Ernani o quer destituir, assim como deseja Elvira, bela jovem que está, por sua vez, prometida
ao Conde Ruy. Mas Elvira também é amada pelo rei D. Carlo. Todos a querem, enfim. Após
encontros e desencontros, o rei é brando com os rebeldes, dando-lhes perdão – perdono a tutti
– vinda daí a frase citada por Machado. E é ainda mais generoso com Ernani, dando-lhe Elvira
em casamento. Havia, no entanto, por detrás da generosidade, uma trama nefanda que leva
Ernani ao suicídio: a alegria vira malogro. Elvira, ao ver seu amado morto, morre ao seu lado.
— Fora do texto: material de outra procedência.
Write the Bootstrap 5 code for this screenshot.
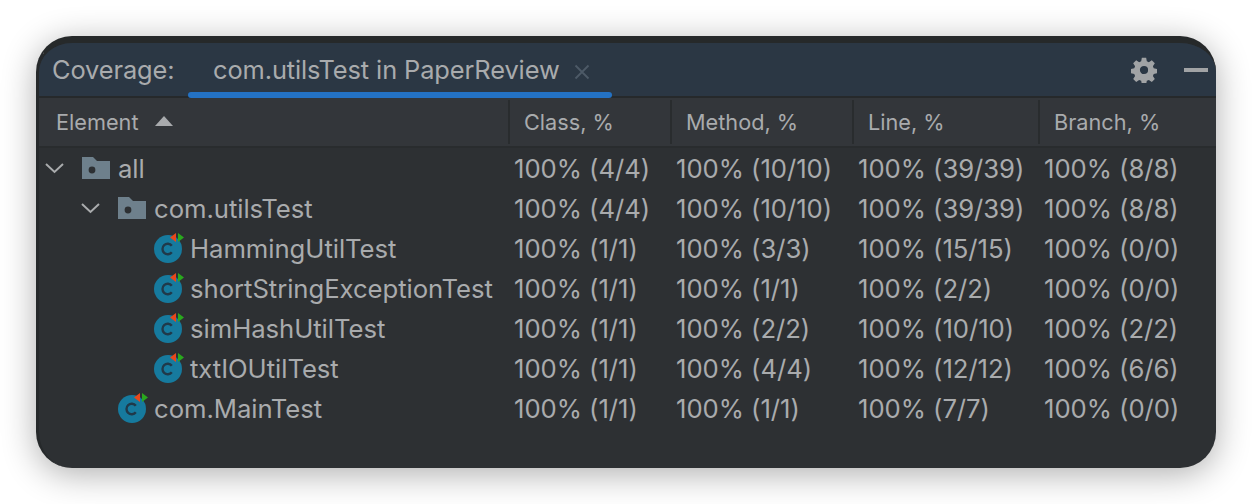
<!DOCTYPE html>
<html lang="en">
<head>
    <meta charset="UTF-8">
    <meta name="viewport" content="width=device-width, initial-scale=1.0">
    <title>Coverage</title>
    <link rel="stylesheet" href="https://cdn.jsdelivr.net/npm/bootstrap@5.3.0/dist/css/bootstrap.min.css">
    <style>
        html, body { height: 100%; }
        body {
            background: #fff;
            font-family: "Inter", "Liberation Sans", sans-serif;
            color: #a9abad;
            overflow: hidden;
        }
        .ide-window {
            width: 1180px;
            height: 432px;
            margin: 36px 0 0 36px;
            background: #2d3033;
            border-radius: 36px;
            border-left: 3px solid #26292b;
            border-top: 7px solid #26292a;
            box-shadow: 0 6px 34px rgba(0, 0, 0, .32);
            overflow: hidden;
        }
        .tool-bar {
            height: 53px;
            background: #2b3744;
            padding-left: 13px;
            padding-right: 8px;
            font-size: 25.4px;
            letter-spacing: -.1px;
        }
        .tool-label { width: 136px; margin-top: 2px; }
        .tool-tab {
            width: 424px;
            height: 100%;
            padding-left: 25px;
            padding-top: 2px;
            position: relative;
        }
        .tool-tab::after {
            content: "";
            position: absolute;
            left: 0;
            right: 0;
            bottom: -2px;
            height: 6px;
            border-radius: 3px;
            background: #2472c4;
        }
        .tab-close { margin-left: 14px; margin-top: 2px; }
        .tool-icons { margin-left: auto; gap: 27px; }
        .col-bar {
            height: 52px;
            background: #33363a;
            border-top: 2px solid #26292b;
            border-bottom: 2px solid #292c2e;
            font-size: 21.7px;
        }
        .col-cell {
            height: 100%;
            padding-left: 16px;
            padding-top: 1px;
            display: flex;
            align-items: center;
        }
        .col-cell + .col-cell { position: relative; }
        .col-cell + .col-cell::before {
            content: "";
            position: absolute;
            left: 0;
            top: 2px;
            bottom: 2px;
            width: 2px;
            background: #292c2e;
        }
        .w-element { width: 469px; padding-left: 17px; }
        .w-class { width: 162px; }
        .w-method { width: 182px; }
        .w-line { width: 186px; }
        .w-branch { width: 178px; }
        .sort-up { margin-left: 17px; margin-top: -3px; }
        .tree-row { height: 40px; font-size: 25.7px; letter-spacing: -.05px; white-space: nowrap; }
        .tree-row .col-cell { padding-left: 6px; padding-top: 1px; }
        .tree-row .col-cell::before { display: none; }
        .tree-row .w-element { padding-left: 5px; }
        .tree-row .lvl-1 { padding-left: 41px; }
        .tree-row .lvl-2 { padding-left: 115px; }
        .tree-row .lvl-1b { padding-left: 79px; }
        .twisty { width: 22px; margin-right: 16px; flex: none; margin-top: -3px; }
        .folder-icon { margin-right: 8px; flex: none; margin-top: -3px; }
        .class-icon { margin-right: 6px; flex: none; margin-top: -4px; }
        .tree-list { padding-top: 1px; }
    </style>
</head>
<body>
    <div class="ide-window">
        <div class="tool-bar d-flex align-items-center">
            <div class="tool-label">Coverage:</div>
            <div class="tool-tab d-flex align-items-center">
                com.utilsTest in PaperReview
                <svg class="tab-close" width="16" height="16" viewBox="0 0 16 16"><path d="M1.500 1.500l13 13M14.500 1.500l-13 13" stroke="#4d5a67" stroke-width="1.800" fill="none"/></svg>
            </div>
            <div class="tool-icons d-flex align-items-center">
                <svg width="26" height="26" viewBox="0 0 24 24"><path fill="#a1a3a5" fill-rule="evenodd" d="M10 .8h4l.6 3.200 1.900.8 2.700-1.800 2.800 2.800-1.800 2.700.8 1.900 3.200.6v4l-3.200.6-.8 1.900 1.800 2.700-2.800 2.800-2.700-1.800-1.900.8-.6 3.200h-4l-.6-3.200-1.900-.8-2.700 1.800-2.800-2.800 1.800-2.700-.8-1.900-3.200-.6v-4l3.200-.6.8-1.900-1.800-2.700 2.800-2.800 2.700 1.800 1.900-.8zM12 8.200a3.800 3.800 0 1 0 0 7.600 3.800 3.800 0 0 0 0-7.600z"/></svg>
                <svg width="24" height="6" viewBox="0 0 24 6"><rect y="1" width="24" height="4" fill="#a1a3a5"/></svg>
            </div>
        </div>
        <div class="col-bar d-flex">
            <div class="col-cell w-element">Element
                <svg class="sort-up" width="18" height="12" viewBox="0 0 18 12"><path d="M9 1l9 10H0z" fill="#a9abad"/></svg>
            </div>
            <div class="col-cell w-class">Class, %</div>
            <div class="col-cell w-method">Method, %</div>
            <div class="col-cell w-line">Line, %</div>
            <div class="col-cell w-branch">Branch, %</div>
        </div>
        <div class="tree-list" id="tree"></div>
    </div>

    <script>
        const folder = '<svg class="folder-icon" width="28" height="22" viewBox="0 0 28 22"><path d="M0 0h11l4 4h13v18H0z" fill="#6e808c"/><circle cx="10" cy="13" r="3.400" fill="#2d3033"/></svg>';
        const testClass = '<svg class="class-icon" width="30" height="30" viewBox="0 0 30 30"><circle cx="14" cy="16" r="14" fill="#167a9e"/><path d="M17.800 12.800a5.200 5.200 0 1 0 0 6.400" fill="none" stroke="#20394a" stroke-width="2.400"/><path d="M22 0v9l-6-4.500z" fill="#e8481c"/><path d="M24 0v9l6-4.500z" fill="#2aa81e"/></svg>';
        const chevron = '<svg class="twisty" width="22" height="12" viewBox="0 0 22 12"><path d="M2 2l8.500 8 8.500-8" fill="none" stroke="#a9abad" stroke-width="2"/></svg>';

        const rows = [
            ['all', 'lvl-0', true, '100% (4/4)', '100% (10/10)', '100% (39/39)', '100% (8/8)'],
            ['com.utilsTest', 'lvl-1', true, '100% (4/4)', '100% (10/10)', '100% (39/39)', '100% (8/8)'],
            ['HammingUtilTest', 'lvl-2', false, '100% (1/1)', '100% (3/3)', '100% (15/15)', '100% (0/0)'],
            ['shortStringExceptionTest', 'lvl-2', false, '100% (1/1)', '100% (1/1)', '100% (2/2)', '100% (0/0)'],
            ['simHashUtilTest', 'lvl-2', false, '100% (1/1)', '100% (2/2)', '100% (10/10)', '100% (2/2)'],
            ['txtIOUtilTest', 'lvl-2', false, '100% (1/1)', '100% (4/4)', '100% (12/12)', '100% (6/6)'],
            ['com.MainTest', 'lvl-1b', false, '100% (1/1)', '100% (1/1)', '100% (7/7)', '100% (0/0)']
        ];

        document.getElementById('tree').innerHTML = rows.map(r => `
            <div class="tree-row d-flex">
                <div class="col-cell w-element ${r[1]}">${r[2] ? chevron + folder : testClass}${r[0]}</div>
                <div class="col-cell w-class">${r[3]}</div>
                <div class="col-cell w-method">${r[4]}</div>
                <div class="col-cell w-line">${r[5]}</div>
                <div class="col-cell w-branch">${r[6]}</div>
            </div>`).join('');
    </script>
    <script src="https://cdn.jsdelivr.net/npm/bootstrap@5.3.0/dist/js/bootstrap.bundle.min.js"></script>
</body>
</html>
Assim também irão morrer Tristão e Isolda na ópera de Wagner. Na obra desse gênio
romântico, os dois amantes também se vêem separados após enfrentarem a ira e a
perseguição do rei Marcos, que fora por eles traído. O rei se casa com Isolda, mas esta já
havia se entregado a Tristão e, então, os dois amantes passam a se encontrar às escondidas
até serem descobertos. São, por isso, condenados à morte, mas conseguem fugir, indo parar
numa floresta, onde vivem por cerca de três anos, até serem novamente capturados. O rei,
piedoso, recupera Isolda e bane Tristão. Este se casa, em seu exílio, com outra Isolda (Isolda
das Mãos Brancas, filha do rei da Bretanha), mas, ferido mortalmente pelo anão Baladis,
espera ser curado por sua amada, a inesquecível Isolda, que seu cunhado Kahardin traria em
seu navio, já que ele, Kahardin, fora o culpado do ferimento de Tristão, que o defendera contra
Baladis. Tristão, porém, é enganado por sua esposa, Isolda das Mãos Brancas. Sabendo esta
da combinação de seu marido com seu irmão – se Isolda estivesse no navio, Kahardin, no
regresso, iria içar velas brancas; se não, velas negras – aproveita-se da pouca visão de Tristão
para, na praia, ao avistar o navio, dizer-lhe que as velas brancas eram negras. Tristão perde as
esperanças de rever sua amada e literalmente morre na praia. Isolda, ao desembarcar,
encontrando seu Tristão morto, também morre ao seu lado.